(Front-end source files)
────────────────────────────────────────

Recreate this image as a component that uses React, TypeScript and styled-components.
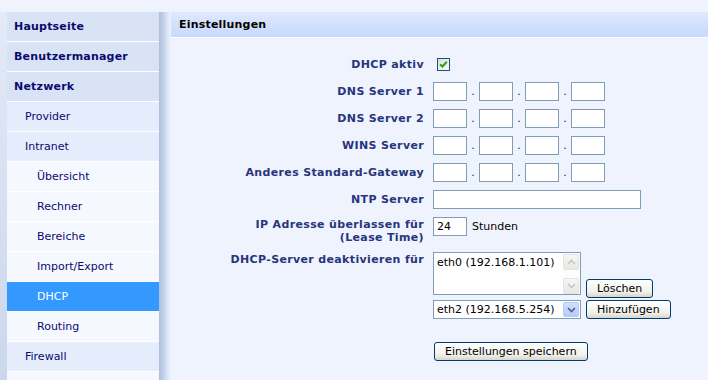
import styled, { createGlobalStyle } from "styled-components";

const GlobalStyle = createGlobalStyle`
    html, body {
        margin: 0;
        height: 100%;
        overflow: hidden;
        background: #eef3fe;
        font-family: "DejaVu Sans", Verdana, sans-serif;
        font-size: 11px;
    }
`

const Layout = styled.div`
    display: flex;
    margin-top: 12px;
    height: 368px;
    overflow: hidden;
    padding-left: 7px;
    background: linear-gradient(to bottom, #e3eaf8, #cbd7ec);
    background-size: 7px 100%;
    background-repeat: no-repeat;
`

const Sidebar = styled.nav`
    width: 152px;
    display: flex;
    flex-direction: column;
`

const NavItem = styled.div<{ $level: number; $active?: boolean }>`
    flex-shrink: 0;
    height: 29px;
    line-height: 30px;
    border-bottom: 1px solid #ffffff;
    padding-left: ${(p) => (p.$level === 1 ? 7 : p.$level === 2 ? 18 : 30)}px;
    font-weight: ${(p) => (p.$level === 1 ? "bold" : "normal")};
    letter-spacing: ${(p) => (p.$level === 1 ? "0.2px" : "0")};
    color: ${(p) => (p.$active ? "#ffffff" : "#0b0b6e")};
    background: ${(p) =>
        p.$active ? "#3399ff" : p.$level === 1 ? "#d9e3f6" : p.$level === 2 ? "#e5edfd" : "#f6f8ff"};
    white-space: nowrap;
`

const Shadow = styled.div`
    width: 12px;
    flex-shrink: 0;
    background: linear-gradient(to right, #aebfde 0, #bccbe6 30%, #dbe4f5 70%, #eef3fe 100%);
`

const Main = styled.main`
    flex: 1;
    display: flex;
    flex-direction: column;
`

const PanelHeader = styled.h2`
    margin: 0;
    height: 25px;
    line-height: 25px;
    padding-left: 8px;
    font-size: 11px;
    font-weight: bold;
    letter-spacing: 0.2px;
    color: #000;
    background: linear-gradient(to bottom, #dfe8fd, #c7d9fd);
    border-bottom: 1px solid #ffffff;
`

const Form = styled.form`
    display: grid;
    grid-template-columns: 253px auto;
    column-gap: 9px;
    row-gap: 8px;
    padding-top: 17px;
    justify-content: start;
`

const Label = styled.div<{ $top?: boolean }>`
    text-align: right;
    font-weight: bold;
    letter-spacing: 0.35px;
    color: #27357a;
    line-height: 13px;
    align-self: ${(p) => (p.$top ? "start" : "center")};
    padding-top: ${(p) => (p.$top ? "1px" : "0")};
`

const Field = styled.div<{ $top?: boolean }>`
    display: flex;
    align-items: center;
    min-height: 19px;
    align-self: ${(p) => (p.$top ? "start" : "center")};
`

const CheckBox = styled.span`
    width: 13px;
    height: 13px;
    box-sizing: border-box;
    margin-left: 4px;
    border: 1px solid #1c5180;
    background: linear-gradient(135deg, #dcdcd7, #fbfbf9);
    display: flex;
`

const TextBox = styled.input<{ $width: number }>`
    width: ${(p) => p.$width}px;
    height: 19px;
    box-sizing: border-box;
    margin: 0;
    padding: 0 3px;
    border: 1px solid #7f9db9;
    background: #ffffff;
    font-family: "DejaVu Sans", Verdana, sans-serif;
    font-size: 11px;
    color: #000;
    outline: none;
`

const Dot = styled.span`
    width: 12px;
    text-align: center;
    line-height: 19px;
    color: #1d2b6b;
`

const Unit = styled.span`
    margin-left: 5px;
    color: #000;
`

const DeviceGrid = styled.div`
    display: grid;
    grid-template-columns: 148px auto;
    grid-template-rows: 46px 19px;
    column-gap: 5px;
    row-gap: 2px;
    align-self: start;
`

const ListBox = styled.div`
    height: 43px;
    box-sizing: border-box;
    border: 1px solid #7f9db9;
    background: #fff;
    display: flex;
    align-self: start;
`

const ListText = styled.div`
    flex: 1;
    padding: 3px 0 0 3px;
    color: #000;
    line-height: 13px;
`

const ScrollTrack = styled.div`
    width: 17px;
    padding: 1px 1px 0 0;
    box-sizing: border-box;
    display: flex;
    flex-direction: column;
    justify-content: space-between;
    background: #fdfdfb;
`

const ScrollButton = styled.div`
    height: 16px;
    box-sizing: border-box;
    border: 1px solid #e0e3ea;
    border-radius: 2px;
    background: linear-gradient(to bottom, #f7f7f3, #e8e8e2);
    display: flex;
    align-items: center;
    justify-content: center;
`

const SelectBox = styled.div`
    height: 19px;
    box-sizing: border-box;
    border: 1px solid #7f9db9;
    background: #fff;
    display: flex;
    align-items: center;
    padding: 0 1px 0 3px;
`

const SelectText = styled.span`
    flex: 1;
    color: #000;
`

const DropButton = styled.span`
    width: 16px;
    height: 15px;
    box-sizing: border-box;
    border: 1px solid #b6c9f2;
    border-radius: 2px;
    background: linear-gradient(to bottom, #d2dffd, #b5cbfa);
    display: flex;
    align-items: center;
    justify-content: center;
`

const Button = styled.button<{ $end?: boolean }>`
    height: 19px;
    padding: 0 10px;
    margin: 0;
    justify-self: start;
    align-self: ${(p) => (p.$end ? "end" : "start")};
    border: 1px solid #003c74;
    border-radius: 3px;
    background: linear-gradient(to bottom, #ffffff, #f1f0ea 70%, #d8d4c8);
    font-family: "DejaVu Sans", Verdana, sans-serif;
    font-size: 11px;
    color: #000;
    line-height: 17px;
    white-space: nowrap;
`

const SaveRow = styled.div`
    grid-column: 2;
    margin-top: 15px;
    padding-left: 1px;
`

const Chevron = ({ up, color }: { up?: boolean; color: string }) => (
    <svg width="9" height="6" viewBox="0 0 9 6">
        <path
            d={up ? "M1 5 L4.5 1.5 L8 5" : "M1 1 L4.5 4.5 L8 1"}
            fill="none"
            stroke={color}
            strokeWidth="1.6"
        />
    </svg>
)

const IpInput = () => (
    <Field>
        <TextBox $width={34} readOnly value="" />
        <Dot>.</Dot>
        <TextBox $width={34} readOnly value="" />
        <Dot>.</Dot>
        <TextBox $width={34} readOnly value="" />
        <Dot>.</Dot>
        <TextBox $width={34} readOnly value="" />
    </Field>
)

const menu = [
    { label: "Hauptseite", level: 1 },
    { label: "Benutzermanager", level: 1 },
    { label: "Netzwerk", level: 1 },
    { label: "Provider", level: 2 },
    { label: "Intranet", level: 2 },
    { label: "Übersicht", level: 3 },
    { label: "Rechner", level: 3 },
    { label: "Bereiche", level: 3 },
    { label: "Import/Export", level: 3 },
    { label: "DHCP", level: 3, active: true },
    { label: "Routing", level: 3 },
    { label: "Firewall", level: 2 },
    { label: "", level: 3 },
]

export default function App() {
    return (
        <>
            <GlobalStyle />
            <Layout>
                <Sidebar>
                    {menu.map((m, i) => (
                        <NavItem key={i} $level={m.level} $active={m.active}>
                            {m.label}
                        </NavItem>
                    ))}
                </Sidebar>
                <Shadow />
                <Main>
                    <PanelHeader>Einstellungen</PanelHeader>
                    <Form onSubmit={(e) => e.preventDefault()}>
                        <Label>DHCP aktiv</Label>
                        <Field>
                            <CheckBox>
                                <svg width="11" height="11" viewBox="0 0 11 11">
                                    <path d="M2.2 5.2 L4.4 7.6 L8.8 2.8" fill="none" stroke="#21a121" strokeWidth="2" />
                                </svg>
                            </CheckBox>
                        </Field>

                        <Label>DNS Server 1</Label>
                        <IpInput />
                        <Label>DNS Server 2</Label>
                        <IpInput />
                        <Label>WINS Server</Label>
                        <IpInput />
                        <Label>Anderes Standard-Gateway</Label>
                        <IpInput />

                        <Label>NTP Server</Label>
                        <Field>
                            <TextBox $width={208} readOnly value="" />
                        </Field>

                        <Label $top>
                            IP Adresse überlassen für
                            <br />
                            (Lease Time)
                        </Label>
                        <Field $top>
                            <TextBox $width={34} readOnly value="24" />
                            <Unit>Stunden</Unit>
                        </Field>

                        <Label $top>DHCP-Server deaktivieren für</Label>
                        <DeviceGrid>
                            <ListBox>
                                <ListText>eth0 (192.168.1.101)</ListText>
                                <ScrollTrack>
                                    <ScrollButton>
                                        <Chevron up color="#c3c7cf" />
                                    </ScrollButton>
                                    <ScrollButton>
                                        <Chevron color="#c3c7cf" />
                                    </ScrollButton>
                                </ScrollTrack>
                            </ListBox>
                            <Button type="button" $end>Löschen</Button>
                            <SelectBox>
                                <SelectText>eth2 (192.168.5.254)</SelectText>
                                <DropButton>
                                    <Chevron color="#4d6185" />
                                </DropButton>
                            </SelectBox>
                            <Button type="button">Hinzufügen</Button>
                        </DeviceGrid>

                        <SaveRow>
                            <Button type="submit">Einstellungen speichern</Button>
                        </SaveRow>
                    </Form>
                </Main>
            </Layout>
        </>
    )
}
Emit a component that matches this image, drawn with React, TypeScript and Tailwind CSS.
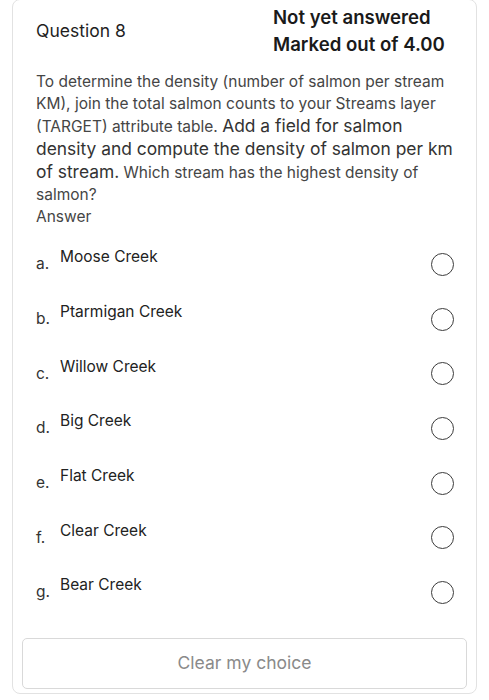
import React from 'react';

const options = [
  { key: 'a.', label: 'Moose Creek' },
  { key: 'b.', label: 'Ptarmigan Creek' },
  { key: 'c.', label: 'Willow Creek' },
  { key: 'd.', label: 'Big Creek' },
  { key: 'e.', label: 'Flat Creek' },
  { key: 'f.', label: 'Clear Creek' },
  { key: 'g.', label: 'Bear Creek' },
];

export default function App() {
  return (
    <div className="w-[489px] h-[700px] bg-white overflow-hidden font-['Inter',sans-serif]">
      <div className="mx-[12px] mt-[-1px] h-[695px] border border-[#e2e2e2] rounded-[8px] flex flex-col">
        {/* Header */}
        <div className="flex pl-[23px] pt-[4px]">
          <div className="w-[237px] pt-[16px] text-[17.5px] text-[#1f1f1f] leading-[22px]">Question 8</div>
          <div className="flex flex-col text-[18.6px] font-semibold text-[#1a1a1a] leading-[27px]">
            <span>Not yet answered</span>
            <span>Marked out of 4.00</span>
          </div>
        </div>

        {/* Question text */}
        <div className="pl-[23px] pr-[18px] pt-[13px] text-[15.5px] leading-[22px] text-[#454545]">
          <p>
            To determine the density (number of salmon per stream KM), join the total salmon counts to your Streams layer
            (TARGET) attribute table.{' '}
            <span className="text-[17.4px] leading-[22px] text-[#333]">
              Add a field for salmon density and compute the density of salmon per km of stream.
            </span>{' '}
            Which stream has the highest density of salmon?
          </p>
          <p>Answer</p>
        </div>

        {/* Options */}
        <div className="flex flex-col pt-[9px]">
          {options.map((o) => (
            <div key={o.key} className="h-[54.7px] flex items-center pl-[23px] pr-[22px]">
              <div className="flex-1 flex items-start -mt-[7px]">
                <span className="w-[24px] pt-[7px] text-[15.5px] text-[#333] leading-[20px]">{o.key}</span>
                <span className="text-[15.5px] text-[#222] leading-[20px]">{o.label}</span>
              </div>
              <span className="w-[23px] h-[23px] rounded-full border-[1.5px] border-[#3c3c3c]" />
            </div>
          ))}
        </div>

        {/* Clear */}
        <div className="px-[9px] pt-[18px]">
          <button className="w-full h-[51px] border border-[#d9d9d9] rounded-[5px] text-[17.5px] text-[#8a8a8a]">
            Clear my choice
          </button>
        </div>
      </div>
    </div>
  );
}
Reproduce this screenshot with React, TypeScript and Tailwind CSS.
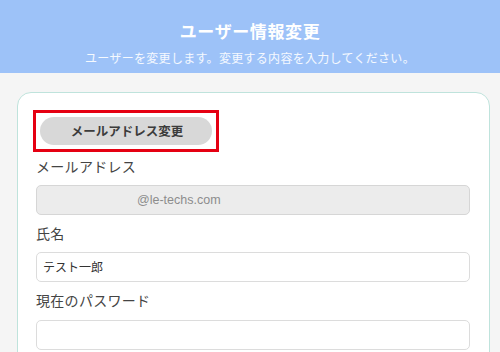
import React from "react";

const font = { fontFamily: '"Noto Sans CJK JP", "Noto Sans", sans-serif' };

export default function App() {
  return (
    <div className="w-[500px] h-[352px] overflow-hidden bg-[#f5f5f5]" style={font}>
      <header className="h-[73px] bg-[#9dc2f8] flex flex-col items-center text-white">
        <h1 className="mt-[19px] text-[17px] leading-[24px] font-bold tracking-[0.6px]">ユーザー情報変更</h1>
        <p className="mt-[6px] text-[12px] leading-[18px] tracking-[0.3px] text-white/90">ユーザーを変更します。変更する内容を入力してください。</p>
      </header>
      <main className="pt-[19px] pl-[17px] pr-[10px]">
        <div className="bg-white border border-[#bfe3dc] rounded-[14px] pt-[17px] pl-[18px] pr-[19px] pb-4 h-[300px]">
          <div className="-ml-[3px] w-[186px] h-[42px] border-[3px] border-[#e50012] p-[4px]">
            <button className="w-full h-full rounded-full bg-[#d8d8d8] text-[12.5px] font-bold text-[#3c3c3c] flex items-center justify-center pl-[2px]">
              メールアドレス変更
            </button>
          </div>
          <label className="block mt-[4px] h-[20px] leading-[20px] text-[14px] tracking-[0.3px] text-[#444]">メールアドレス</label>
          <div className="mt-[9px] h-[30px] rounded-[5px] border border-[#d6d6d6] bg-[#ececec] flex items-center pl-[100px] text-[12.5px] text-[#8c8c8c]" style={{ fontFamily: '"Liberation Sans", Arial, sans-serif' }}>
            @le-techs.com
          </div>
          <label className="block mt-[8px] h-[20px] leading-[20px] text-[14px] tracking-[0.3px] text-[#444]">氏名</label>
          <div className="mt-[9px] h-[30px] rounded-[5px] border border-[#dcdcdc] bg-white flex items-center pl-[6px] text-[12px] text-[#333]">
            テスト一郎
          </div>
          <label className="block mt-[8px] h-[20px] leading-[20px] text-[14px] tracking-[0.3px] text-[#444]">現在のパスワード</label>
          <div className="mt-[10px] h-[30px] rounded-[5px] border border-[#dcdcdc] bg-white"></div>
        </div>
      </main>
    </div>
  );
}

────────────────────────────────────────

(Description of the task):
In the listing above, find each line with the word "Tailwind" and copy it.

(Result of this task):
Emit a component that matches this image, drawn with React, TypeScript and Tailwind CSS.
Reproduce this screenshot with React, TypeScript and Tailwind CSS.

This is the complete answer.